EAST LIVERPOOL - The Columbiana County Port Authority received preliminary state approval to use state money once allocated for Baard Energy on a project to help two companies at its Wellsville river terminal, which is expected to create 20 new jobs.

The Ohio Department of Development's Financing Advisory Council this week recommended $3.5 million be loaned to the port authority for the Wellsville project, with the loan to be forgiven if certain goals are met. The State Controlling Board is expected to act on the recommendation sometime this spring.

Port Authority CEO Tracy Drake said the money will be used to fund a variety of improvements at its river terminal/industrial park, all related to a joint venture between CIMBAR Performance Minerals and Anchor Drilling Fluids USA to process lubricants used in oil and gas drilling.

"It's tied to job creation and investment that's already underway" at the 10-acre site, Drake said.

The property was purchased last August from the port authority for $2 million by CIMBAR, an international producer of various industrial minerals, which planned to open a mineral processing plant and related business. The company's website states some of the minerals are "used in a variety of drilling fluid and oil field applications."

Anchor Drilling is described on its website as the "largest independent drilling fluids company in the United States," with local offices in the Pittsburgh area.

The joint venture will result in the production of synthetic drilling fluid, which is also called drilling mud. The mud serves as a lubricant for drilling boreholes into the shale gas deposits, but it is not part of the hydraulic fracturing process used to extract the natural gas.

Drake said the money will be spent in a number of ways, such as on a separate conveyor system that will be part of the terminal's crane system used to load and unload cargo and material from barges, trucks and railroad car.

The $3.5 million is part of $4.5 million the state awarded the port authority several years ago to acquire 522 acres for Baard Energy's proposed Ohio River Clean Fuels plant. The money was no longer necessary after a private investment firm took over the project and agreed to purchase the property with its own money.

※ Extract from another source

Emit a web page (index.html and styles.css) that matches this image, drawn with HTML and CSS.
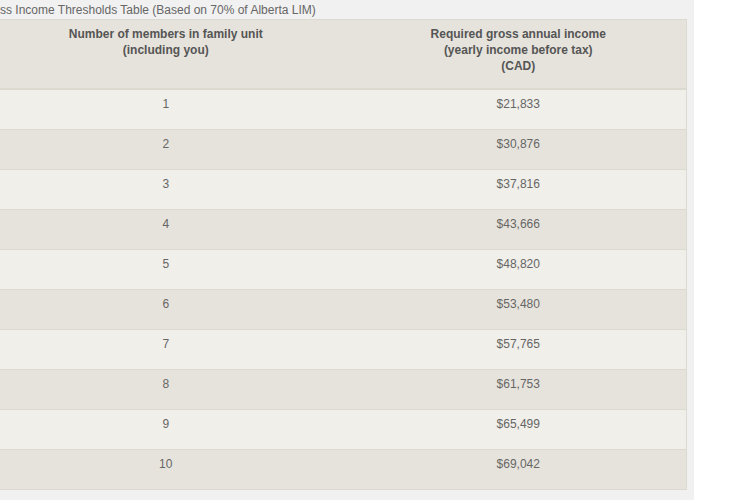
FILE: index.html
```html
<!DOCTYPE html>
<html>
<head>
<meta charset="utf-8">
<link rel="stylesheet" href="styles.css">
</head>
<body>
<div class="panel">
  <div class="inner">
    <table class="thresholds">
      <caption>Gross Income Thresholds Table (Based on 70% of Alberta LIM)</caption>
      <colgroup><col class="c1"><col class="c2"></colgroup>
      <thead>
        <tr>
          <th>Number of members in family unit<br>(including you)</th>
          <th>Required gross annual income<br>(yearly income before tax)<br>(CAD)</th>
        </tr>
      </thead>
      <tbody>
        <tr><td>1</td><td>$21,833</td></tr>
        <tr><td>2</td><td>$30,876</td></tr>
        <tr><td>3</td><td>$37,816</td></tr>
        <tr><td>4</td><td>$43,666</td></tr>
        <tr><td>5</td><td>$48,820</td></tr>
        <tr><td>6</td><td>$53,480</td></tr>
        <tr><td>7</td><td>$57,765</td></tr>
        <tr><td>8</td><td>$61,753</td></tr>
        <tr><td>9</td><td>$65,499</td></tr>
        <tr><td>10</td><td>$69,042</td></tr>
      </tbody>
    </table>
  </div>
</div>
</body>
</html>
```

FILE: styles.css
```css
html, body {
  margin: 0;
  padding: 0;
  background: #ffffff;
}
body {
  font-family: "Liberation Sans", Arial, sans-serif;
  width: 750px;
  height: 500px;
  overflow: hidden;
}
.panel {
  width: 694px;
  height: 500px;
  background: #f1f1f1;
  overflow: hidden;
}
.inner {
  margin-left: -20px;
}
.thresholds {
  width: 706px;
  border-collapse: collapse;
  table-layout: fixed;
  border: 1px solid #dcd9d0;
}
.thresholds caption {
  text-align: left;
  font-size: 12px;
  line-height: 15px;
  color: #666666;
  padding: 3px 0 1px 0;
  white-space: nowrap;
}
.c1 { width: 370px; }
.c2 { width: 336px; }
.thresholds th {
  background: #e6e3dc;
  color: #555555;
  font-size: 12px;
  font-weight: bold;
  line-height: 16px;
  text-align: center;
  vertical-align: top;
  padding: 6px 10px 14px;
  height: 48px;
  border-bottom: 2px solid #dcd9d0;
}
.thresholds td {
  font-size: 12px;
  line-height: 16px;
  color: #666666;
  text-align: center;
  vertical-align: top;
  padding: 6px 10px 17px;
  border-top: 1px solid #dcd9d0;
}
.thresholds tbody tr:nth-child(odd) td {
  background: #f0efea;
}
.thresholds tbody tr:nth-child(even) td {
  background: #e6e3dc;
}
```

After this occurred, Drake received state permission in 2010 to spend the money on the Wellsville river terminal, specifically for construction of a conveyor system to transfer limestone onto barges for use by local power plants as part of their pollution-control systems.

Drake said this project fell apart due to a decline in demand for limestone resulting from a number of older coal-powered electric plants deciding to close rather than comply with costly new air-quality standards imposed by the U.S. Environmental Protection Agency.

Rather than lose the money, Drake began looking for another viable project that created jobs, and the joint venture between CIMBAR and Anchor Drilling met the requirements.

Although the money is being provided in the form of a loan, Drake said it will be forgiven by the state if and when certain goals are met, such as creation of the 20 jobs and other benchmarks.